The service sector includes banks, insurance firms, telecommunications, tour operators, hotel chains and transport companies. All these now enjoy freer and fairer trade. The intellectual property agreement amounts to rules for trade and investment in ideas and creativity. The WTO system encourages countries to settle differences through consultations. Countries bring disputes to WTO if they think their rights under the agreements are being infringed.
The trade policy review mechanism of WTO proposes to improve transparency in national policies of individual countries.
The WTO has a range of rules designed to prohibit “trade-related investment measures” (TRIMs), including many of the ways in which national governments might seek to develop industry and investment policies to assist the development of industries and firms. The WTO rules in relation to “trade related intellectual property” (TRIPs) provide unprecedented protection in the areas of copyright and intellectual property rights.
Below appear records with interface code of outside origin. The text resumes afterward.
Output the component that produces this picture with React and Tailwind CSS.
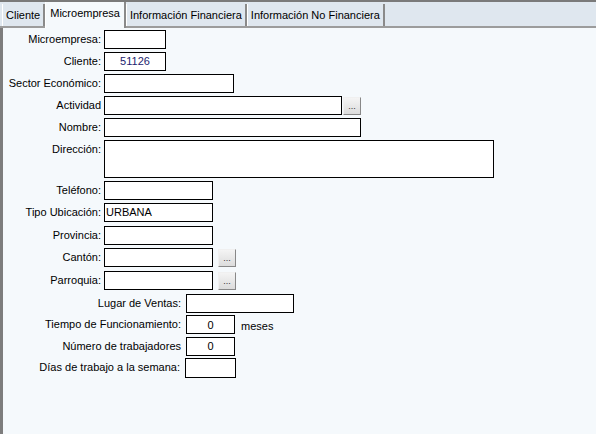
import React from 'react';

const font = { fontFamily: '"Liberation Sans", Arial, sans-serif' };

function Field({ w, h = 'h-[19px]', value = '', align = 'text-left', color = 'text-black' }) {
    return (
        <div className={`${w} ${h} border border-black bg-white flex items-center px-[1px] text-[11px] ${align} ${color}`}>
            <span className="w-full">{value}</span>
        </div>
    );
}

function Dots({ ml = '' }) {
    return (
        <div className={`${ml} w-[18px] h-[18px] bg-gradient-to-b from-[#f4f4f4] to-[#dcdcdc] border border-t-[#f0f0f0] border-l-[#f0f0f0] border-r-[#888] border-b-[#888] flex items-end justify-center pb-[3px] text-[9px] leading-none text-[#333]`}>
            ...
        </div>
    );
}

function Row({ label, labelW = 'w-[98px]', gap = 'gap-[3px]', mt, items = 'items-center', labelPad = '', children }) {
    return (
        <div className={`flex ${items} ${gap} ${mt}`}>
            <div className={`${labelW} ${labelPad} text-right text-[11px] text-black shrink-0 leading-none`}>{label}</div>
            {children}
        </div>
    );
}

export default function App() {
    const tabs = ['Cliente', 'Microempresa', 'Información Financiera', 'Información No Financiera'];

    return (
        <div style={font} className="w-[596px] h-[434px] bg-[#f5f9fc] flex flex-col overflow-hidden">
            <div className="h-[2px] bg-[#7a7a7a] shrink-0" />
            <div className="h-[26px] bg-[#dfe7ef] flex items-end shrink-0 relative">
                <div className="absolute left-0 right-0 bottom-0 h-[2px] bg-[#9c9c9c]" />
                <div className="flex items-end pl-[2px] relative">
                    {tabs.map((t, i) =>
                        i === 1 ? (
                            <div key={t} className="h-[26px] px-[4px] bg-[#f5f9fc] border-l border-l-white border-r-2 border-r-[#8a8a8a] text-[11px] flex items-center pb-[4px]">
                                {t}
                            </div>
                        ) : (
                            <div key={t} className="h-[22px] px-[3px] border-r-2 border-r-[#8a8a8a] border-l border-l-white text-[11px] flex items-center mb-[2px]">
                                {t}
                            </div>
                        )
                    )}
                </div>
            </div>
            <div className="flex-1 border-l-[3px] border-l-[#7d7d7d] flex flex-col pt-[2px]">
                <Row label="Microempresa:"><Field w="w-[62px]" /></Row>
                <Row label="Cliente:" mt="mt-[3px]">
                    <Field w="w-[62px]" value="51126" align="text-center" color="text-[#1c1c6e]" />
                </Row>
                <Row label="Sector Económico:" mt="mt-[3px]"><Field w="w-[130px]" /></Row>
                <Row label="Actividad" mt="mt-[3px]" gap="gap-0">
                    <div className="w-[3px]" />
                    <Field w="w-[238px]" />
                    <Dots ml="ml-[1px]" />
                </Row>
                <Row label="Nombre:" mt="mt-[3px]"><Field w="w-[257px]" /></Row>
                <Row label="Dirección:" mt="mt-[3px]" items="items-start" labelPad="pt-[4px]">
                    <div className="w-[390px] h-[38px] border border-black bg-white" />
                </Row>
                <Row label="Teléfono:" mt="mt-[3px]"><Field w="w-[109px]" /></Row>
                <Row label="Tipo Ubicación:" mt="mt-[3px]"><Field w="w-[109px]" value="URBANA" /></Row>
                <Row label="Provincia:" mt="mt-[4px]"><Field w="w-[109px]" /></Row>
                <Row label="Cantón:" mt="mt-[3px]">
                    <Field w="w-[109px]" />
                    <Dots ml="ml-[2px]" />
                </Row>
                <Row label="Parroquia:" mt="mt-[4px]">
                    <Field w="w-[109px]" />
                    <Dots ml="ml-[2px]" />
                </Row>
                <Row label="Lugar de Ventas:" labelW="w-[178px]" gap="gap-[5px]" mt="mt-[4px]">
                    <Field w="w-[108px]" />
                </Row>
                <Row label="Tiempo de Funcionamiento:" labelW="w-[178px]" gap="gap-[5px]" mt="mt-[2px]">
                    <Field w="w-[49px]" value="0" align="text-center" />
                    <span className="text-[11px] ml-[1px] mt-[3px]">meses</span>
                </Row>
                <Row label="Número de trabajadores" labelW="w-[178px]" gap="gap-[5px]" mt="mt-[2px]">
                    <Field w="w-[49px]" value="0" align="text-center" />
                </Row>
                <Row label="Días de trabajo a la semana:" labelW="w-[177px]" gap="gap-[5px]" mt="mt-[2px]">
                    <Field w="w-[51px]" h="h-[20px]" />
                </Row>
            </div>
        </div>
    );
}
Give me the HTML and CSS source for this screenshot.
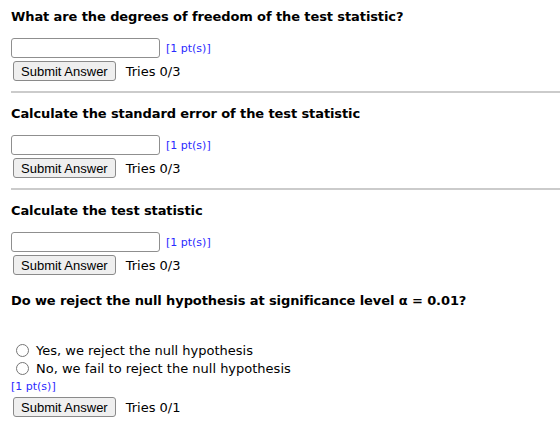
FILE: index.html
```html
<!DOCTYPE html>
<html lang="en">
<head>
  <meta charset="UTF-8" />
  <title>Hypothesis Test</title>
  <link rel="stylesheet" href="styles.css">
</head>
<body>
  <div class="question first">
    <h2 class="prompt">What are the degrees of freedom of the test statistic?</h2>
    <div class="answer-row">
      <input type="text" class="answer" />
      <span class="points">[1 pt(s)]</span>
    </div>
    <div class="submit-row">
      <button type="button">Submit Answer</button>
      <span class="tries">Tries 0/3</span>
    </div>
  </div>
  <hr />

  <div class="question">
    <h2 class="prompt">Calculate the standard error of the test statistic</h2>
    <div class="answer-row">
      <input type="text" class="answer" />
      <span class="points">[1 pt(s)]</span>
    </div>
    <div class="submit-row">
      <button type="button">Submit Answer</button>
      <span class="tries">Tries 0/3</span>
    </div>
  </div>
  <hr />

  <div class="question">
    <h2 class="prompt">Calculate the test statistic</h2>
    <div class="answer-row">
      <input type="text" class="answer" />
      <span class="points">[1 pt(s)]</span>
    </div>
    <div class="submit-row">
      <button type="button">Submit Answer</button>
      <span class="tries">Tries 0/3</span>
    </div>
  </div>

  <div class="question last">
    <h2 class="prompt">Do we reject the null hypothesis at significance level α = 0.01?</h2>
    <div class="choices">
      <label><input type="radio" name="reject" />Yes, we reject the null hypothesis</label>
      <label><input type="radio" name="reject" />No, we fail to reject the null hypothesis</label>
    </div>
    <div class="points block">[1 pt(s)]</div>
    <div class="submit-row">
      <button type="button">Submit Answer</button>
      <span class="tries">Tries 0/1</span>
    </div>
  </div>
</body>
</html>
```

FILE: styles.css
```css
body {
  margin: 0;
  padding: 0 0 0 11px;
  font-family: "DejaVu Sans", Verdana, sans-serif;
  font-size: 13px;
  color: #000;
  background: #fff;
}
.question {
  padding-top: 13px;
}
.question.first {
  padding-top: 9px;
}
.prompt {
  margin: 0;
  font-size: 13px;
  line-height: 16px;
  font-weight: bold;
  letter-spacing: -0.1px;
}
.answer-row {
  display: flex;
  align-items: center;
  gap: 6px;
  height: 20px;
  margin-top: 13px;
}
.answer {
  width: 149px;
  height: 20px;
  box-sizing: border-box;
  margin: 0;
  border: 1px solid #8f8f8f;
  border-radius: 3px;
  padding: 1px 3px;
  background: #fff;
}
.points {
  color: #2a2aff;
  font-size: 11px;
}
.points.block {
  line-height: 13px;
  margin-top: 3px;
}
.submit-row {
  display: flex;
  align-items: center;
  gap: 10px;
  height: 20px;
  margin-top: 3px;
  padding-left: 2px;
}
button {
  height: 20px;
  margin: 0;
  padding: 0 7px;
  font-family: "Liberation Sans", Arial, sans-serif;
  font-size: 13px;
  color: #000;
  background: #efefef;
  border: 1px solid #8a8a8a;
  border-radius: 3px;
}
.tries {
  font-size: 13px;
}
hr {
  height: 0;
  margin: 10px 0 0;
  border: none;
  border-top: 2px solid #cbcbcb;
}
.last {
  padding-top: 18px;
}
.choices {
  margin-top: 32px;
  display: flex;
  flex-direction: column;
}
.choices label {
  display: flex;
  align-items: center;
  height: 18px;
}
.choices input {
  margin: 0 7px 0 5px;
  width: 13px;
  height: 13px;
}
.last .submit-row {
  margin-top: 4px;
}
```
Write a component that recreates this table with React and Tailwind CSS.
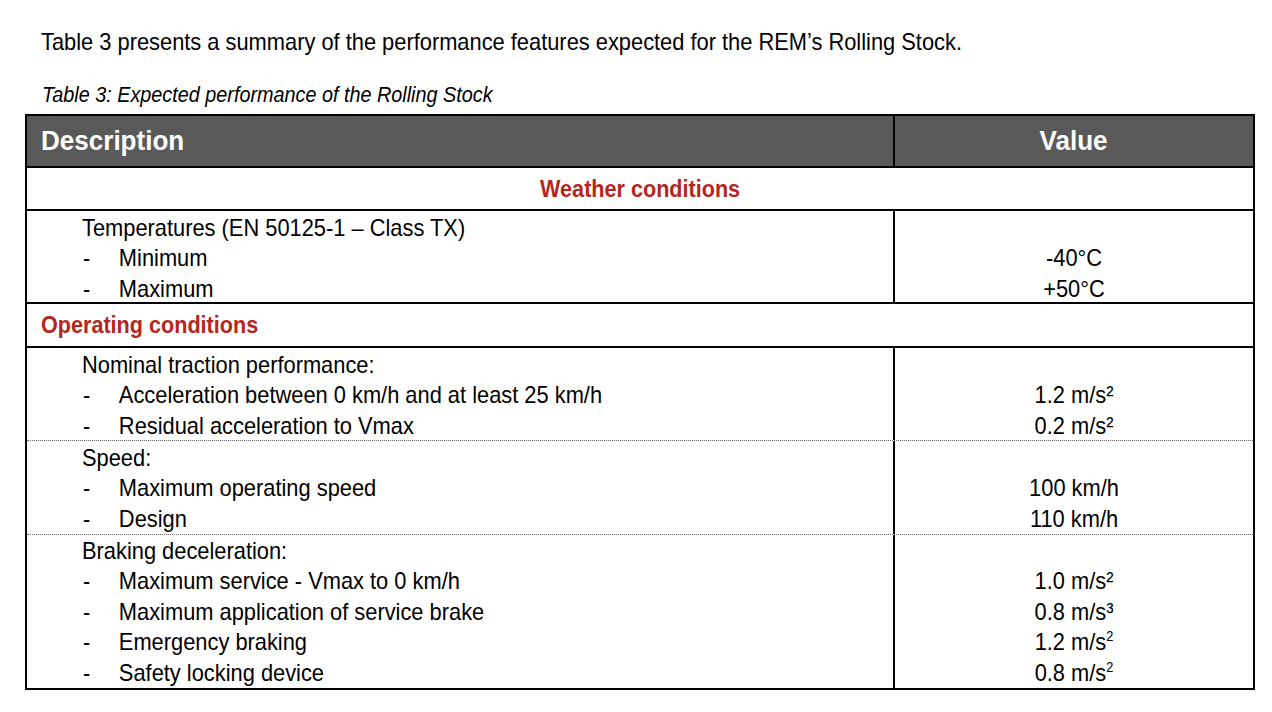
import React from "react";

const F = "font-['Liberation_Sans',Arial,sans-serif]";

function Item({ children }) {
  return (
    <div className="flex">
      <span className="w-[40.5px] shrink-0 pl-[1px]">-</span>
      <span className="whitespace-nowrap">{children}</span>
    </div>
  );
}

function Row({ title, items, values, dotted, last, h, pt }) {
  return (
    <div
      className={`flex ${h} ${last ? "" : dotted ? "border-b border-dotted border-[#666]" : "border-b-2 border-black"}`}
    >
      <div className={`w-[868px] border-r-2 border-black pl-[55px] ${pt} leading-[30.4px]`}>
        <div className="origin-left scale-x-[0.91]">
          <div className="whitespace-nowrap">{title}</div>
          {items.map((t) => (
            <Item key={t}>{t}</Item>
          ))}
        </div>
      </div>
      <div className={`flex-1 text-center ${pt} leading-[30.4px]`}>
        <div className="scale-x-[0.91]">
          <div>&nbsp;</div>
          {values.map((v, i) => (
            <div key={i}>{v}</div>
          ))}
        </div>
      </div>
    </div>
  );
}

function Sup({ children }) {
  return <sup className="text-[14px] top-[-9px]">{children}</sup>;
}

export default function App() {
  return (
    <div className={`bg-white w-[1272px] h-[712px] text-black ${F}`}>
      <p className="pl-[41px] pt-[28px] text-[24px] leading-[28px]">
        <span className="inline-block origin-left scale-x-[0.91] whitespace-nowrap">
          Table 3 presents a summary of the performance features expected for the REM’s Rolling Stock.
        </span>
      </p>
      <p className="pl-[42px] pt-[26px] text-[22px] leading-[26px] italic">
        <span className="inline-block origin-left scale-x-[0.9] whitespace-nowrap">
          Table 3: Expected performance of the Rolling Stock
        </span>
      </p>
      <div className="ml-[25px] mt-[6px] w-[1230px] border-2 border-black text-[24px]">
        <div className="flex h-[52px] bg-[#595959] border-b-2 border-black text-white font-bold text-[28px]">
          <div className="w-[868px] border-r-2 border-black pl-[14px] flex items-center">
            <span className="inline-block origin-left scale-x-[0.93]">Description</span>
          </div>
          <div className="flex-1 flex items-center justify-center">
            <span className="inline-block scale-x-[0.93]">Value</span>
          </div>
        </div>
        <div className="h-[43px] border-b-2 border-black flex items-center justify-center text-[#b5261c] font-bold text-[24px]">
          <span className="inline-block scale-x-[0.9] whitespace-nowrap">Weather conditions</span>
        </div>
        <Row
          h="h-[93px]"
          pt="pt-[2px]"
          title="Temperatures (EN 50125-1 – Class TX)"
          items={["Minimum", "Maximum"]}
          values={["-40°C", "+50°C"]}
        />
        <div className="h-[44px] border-b-2 border-black flex items-center pl-[14px] text-[#b5261c] font-bold text-[24px]">
          <span className="inline-block origin-left scale-x-[0.9] whitespace-nowrap">Operating conditions</span>
        </div>
        <Row
          h="h-[93px]"
          pt="pt-[2px]"
          title="Nominal traction performance:"
          items={["Acceleration between 0 km/h and at least 25 km/h", "Residual acceleration to Vmax"]}
          values={["1.2 m/s²", "0.2 m/s²"]}
          dotted
        />
        <Row
          h="h-[94px]"
          pt="pt-[2px]"
          title="Speed:"
          items={["Maximum operating speed", "Design"]}
          values={["100 km/h", "110 km/h"]}
          dotted
        />
        <Row
          h="h-[153px]"
          pt="pt-[1px]"
          title="Braking deceleration:"
          items={[
            "Maximum service - Vmax to 0 km/h",
            "Maximum application of service brake",
            "Emergency braking",
            "Safety locking device",
          ]}
          values={[
            "1.0 m/s²",
            "0.8 m/s³",
            <>1.2 m/s<Sup>2</Sup></>,
            <>0.8 m/s<Sup>2</Sup></>,
          ]}
          last
        />
      </div>
    </div>
  );
}
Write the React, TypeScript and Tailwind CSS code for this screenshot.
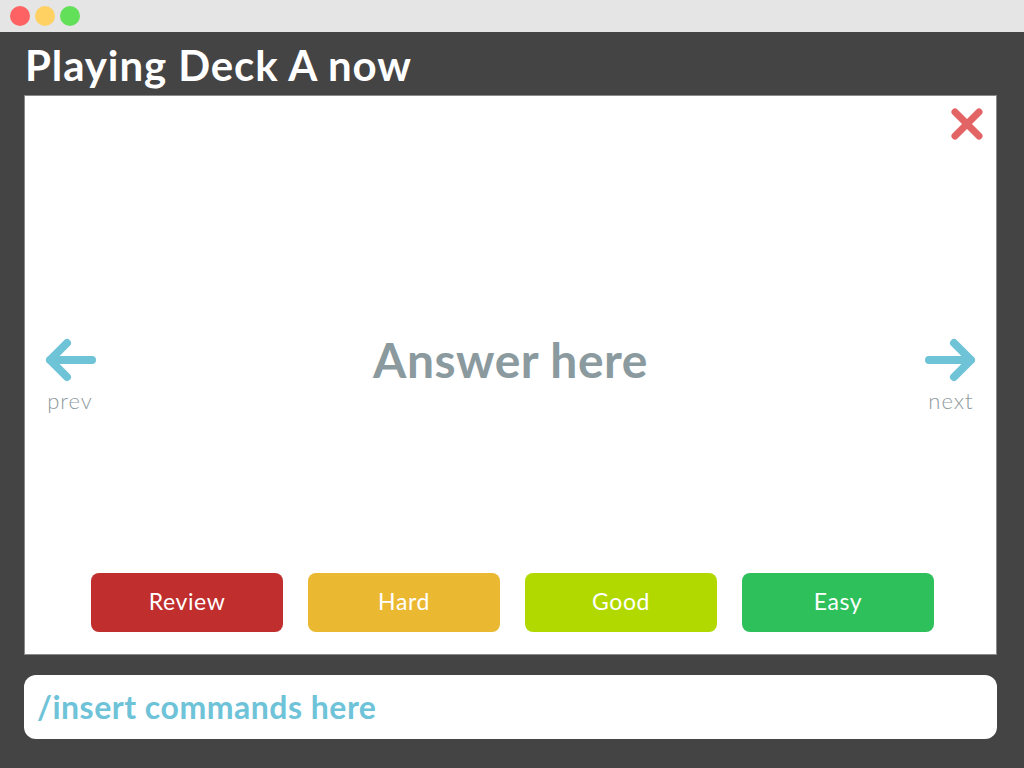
import type { FC } from "react";

const ArrowLeft: FC = () => (
  <svg width="52" height="50" viewBox="0 0 52 50" fill="none">
    <path d="M48 25H6M23 8L6 25l17 17" stroke="#6ec3d7" strokeWidth="8" strokeLinecap="round" strokeLinejoin="round" />
  </svg>
);

const ArrowRight: FC = () => (
  <svg width="52" height="50" viewBox="0 0 52 50" fill="none">
    <path d="M4 25h42M29 8l17 17-17 17" stroke="#6ec3d7" strokeWidth="8" strokeLinecap="round" strokeLinejoin="round" />
  </svg>
);

const CloseIcon: FC = () => (
  <svg width="34" height="34" viewBox="0 0 34 34" fill="none">
    <path d="M5 5l24 24M29 5L5 29" stroke="#e36464" strokeWidth="7" strokeLinecap="round" />
  </svg>
);

const buttons = [
  { label: "Review", color: "bg-[#c02e2e]" },
  { label: "Hard", color: "bg-[#ebb831]" },
  { label: "Good", color: "bg-[#b1d900]" },
  { label: "Easy", color: "bg-[#2ec05b]" },
];

const App: FC = () => (
  <div className="flex h-[768px] w-[1024px] flex-col bg-[#444444] font-['Lato',sans-serif]">
    {/* window chrome */}
    <div className="flex h-8 items-center gap-[5px] bg-[#e5e5e5] pl-[10px]">
      <span className="h-5 w-5 rounded-full bg-[#ff6262]" />
      <span className="h-5 w-5 rounded-full bg-[#ffd062]" />
      <span className="h-5 w-5 rounded-full bg-[#62e05a]" />
    </div>

    <div className="flex flex-1 flex-col pl-6 pr-[27px]">
      <div className="flex h-[63px] items-center pl-[1px] pt-[3px] text-[42px] font-bold leading-none tracking-[0.9px] text-white">
        Playing Deck A now
      </div>

      {/* card */}
      <div className="relative flex h-[560px] flex-col border border-[#8a8a8a] bg-white">
        <button className="absolute right-[12px] top-[11px]">
          <CloseIcon />
        </button>

        <div className="flex h-[477px] items-start pt-[239px]">
          <div className="ml-[19px] flex w-[52px] flex-col items-center">
            <ArrowLeft />
            <span className="mt-[4px] text-[22px] font-light leading-[24px] tracking-[1px] text-[#8e9a9d]">prev</span>
          </div>
          <div className="flex-1 text-center text-[48px] font-bold leading-[50px] tracking-[0.5px] text-[#8a9a9e]">
            Answer here
          </div>
          <div className="mr-[19px] flex w-[52px] flex-col items-center">
            <ArrowRight />
            <span className="mt-[4px] text-[22px] font-light leading-[24px] tracking-[1px] text-[#8e9a9d]">next</span>
          </div>
        </div>

        <div className="flex gap-[25px] pl-[66px]">
          {buttons.map((b) => (
            <button
              key={b.label}
              className={`${b.color} flex h-[59px] w-[192px] items-center justify-center rounded-lg pb-[3px] text-[23px] tracking-[0.6px] text-white`}
            >
              {b.label}
            </button>
          ))}
        </div>
      </div>

      {/* command bar */}
      <div className="mt-5 flex h-16 items-center rounded-xl bg-white pl-[13px]">
        <span className="text-[32px] font-bold tracking-[0.5px] text-[#6ec3d8]">/insert commands here</span>
      </div>
    </div>
  </div>
);

export default App;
The existing agreements of the national governments with WTO require domestic legislation and policies of member states to be altered and brought into line with it. Non-compliance can result in trade sanctions being imposed against a country’s exports through the dispute settlement system, thus giving WTO a strong enforcement mechanism. Thus national governments have to comply with the disciplines and obligations in the wide range of issues under the purview of WTO. The functioning of WTO promotes the empowerment of the market or the minimal role for the State and rapid liberalisation.
India is a founder member of GATT and its successor the WTO. India’s participation in an increasingly rule based system in the governance of international trade is claimed to ensure more stability and predictability, which may lead to more trade and prosperity. By being a member of WTO India automatically avails most favoured nation and national treatment for its exports to all WTO nations. India made necessary legislative changes to implement WTO standard intellectual property laws in the year 2005, although after showing initial resistance.